Bottom line is real simple. Merriam's Turkey is one of the funnest to hunt. And the reason being is because they are most vocal, and they're always on their feet, they're always going and you have to get up and go. It's just like hunting elk or mule deer or something like that.
Out West, make sure that you have a good set of optics, because I'm going to tell you, you're going to glass a long distance. And if they're not really good, they're going to fatigue your eyes, you're gonna get a headache, and it's not going to be a fun hunt.
You really want to get to vantage points, look down in these drawers. But also pay attention to where you see those trees those trees are critical to their survival for that's where they're roosting doesn't mean they're staying there all day. But they have to find trees to roost in.
So when you look at these big areas, and there's all vast and all of a sudden, you see just these tree top tips. Get over there and look because you'd be surprised. It's probably a roosting area.
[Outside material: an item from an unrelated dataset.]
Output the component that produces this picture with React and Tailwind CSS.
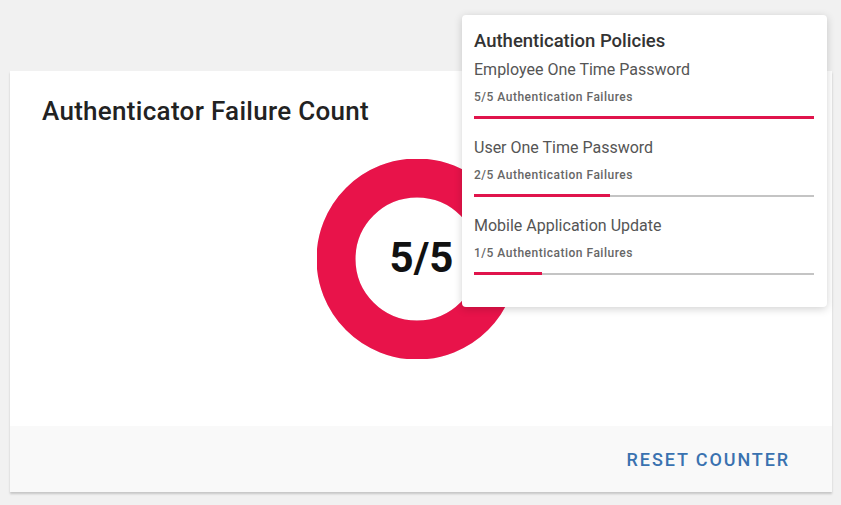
import React from 'react';

const policies = [
  { name: 'Employee One Time Password', failures: 5 },
  { name: 'User One Time Password', failures: 2 },
  { name: 'Mobile Application Update', failures: 1 },
];

const MAX_FAILURES = 5;

function Donut({ value, max }) {
  const r = 81;
  const c = 2 * Math.PI * r;
  const filled = (value / max) * c;
  return (
    <div className="relative w-[200px] h-[200px]">
      <svg width="200" height="200" viewBox="0 0 200 200">
        <circle cx="100" cy="100" r={r} fill="none" stroke="#e5e5e5" strokeWidth="39" />
        <circle
          cx="100"
          cy="100"
          r={r}
          fill="none"
          stroke="#e8134a"
          strokeWidth="39"
          strokeDasharray={`${filled} ${c}`}
          transform="rotate(-90 100 100)"
        />
      </svg>
      <div className="absolute inset-0 flex items-center justify-center pl-[9px] pb-[4px] text-[42px] font-bold text-[#111]">
        {value}/{max}
      </div>
    </div>
  );
}

function PolicyRow({ policy }) {
  const pct = (policy.failures / MAX_FAILURES) * 100;
  return (
    <div className="flex flex-col">
      <div className="text-[16px] leading-[20px] text-[#555]">{policy.name}</div>
      <div className="mt-[10px] text-[12px] leading-[14px] font-medium tracking-[0.5px] text-[#666]">
        {policy.failures}/{MAX_FAILURES} Authentication Failures
      </div>
      <div className="mt-[12px] h-[3px] w-full flex items-center">
        <div className="h-[3px] bg-[#e0144c]" style={{ width: `${pct}%` }} />
        <div className="h-[2px] flex-1 bg-[#c4c4c4]" />
      </div>
    </div>
  );
}

export default function App() {
  return (
    <div
      className="relative w-[841px] h-[505px] bg-[#f1f1f1] overflow-hidden"
      style={{ fontFamily: 'Roboto, "Liberation Sans", sans-serif' }}
    >
      <div className="pt-[71px] pl-[10px]">
        <div className="w-[822px] bg-white shadow-[0_2px_2px_rgba(0,0,0,0.18)] flex flex-col">
          <div className="h-[355px] px-[32px] pt-[25px] flex flex-col">
            <h2 className="text-[26px] leading-[30px] font-medium tracking-[0.3px] text-[#222]">
              Authenticator Failure Count
            </h2>
            <div className="mt-[33px] flex justify-center pr-[8px]">
              <Donut value={5} max={5} />
            </div>
          </div>
          <div className="h-[66px] bg-[#f9f9f9] flex items-center justify-end pr-[42px]">
            <button className="text-[18px] font-medium tracking-[1.9px] text-[#3a72b0] pt-[1px]">
              RESET COUNTER
            </button>
          </div>
        </div>
      </div>

      <div className="absolute left-[462px] top-[15px] w-[365px] h-[292px] bg-white rounded-[4px] shadow-[0_2px_8px_rgba(0,0,0,0.18)] px-[12px] pt-[14px]">
        <div className="text-[18.5px] leading-[24px] font-medium text-[#333]">Authentication Policies</div>
        <div className="mt-[7px] pr-[1px] flex flex-col gap-[19px]">
          {policies.map((p) => (
            <PolicyRow key={p.name} policy={p} />
          ))}
        </div>
      </div>
    </div>
  );
}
You know, the other thing to remember, especially, you know, heading out west is a lot of the times you got to draw tags. So be prepared to you know, first of the year. Get in get on get onto social media and check out the states that you plan to hunt and find out when you have to apply. Some states are over the counter but others are not. So you want to be prepared.
The other thing to remember is watch the weather. You know these birds live in an area that well sometimes can be brutal, but they're still going to do what turkeys do. You just got to be prepared for it with all the with the right clothing and the right gear.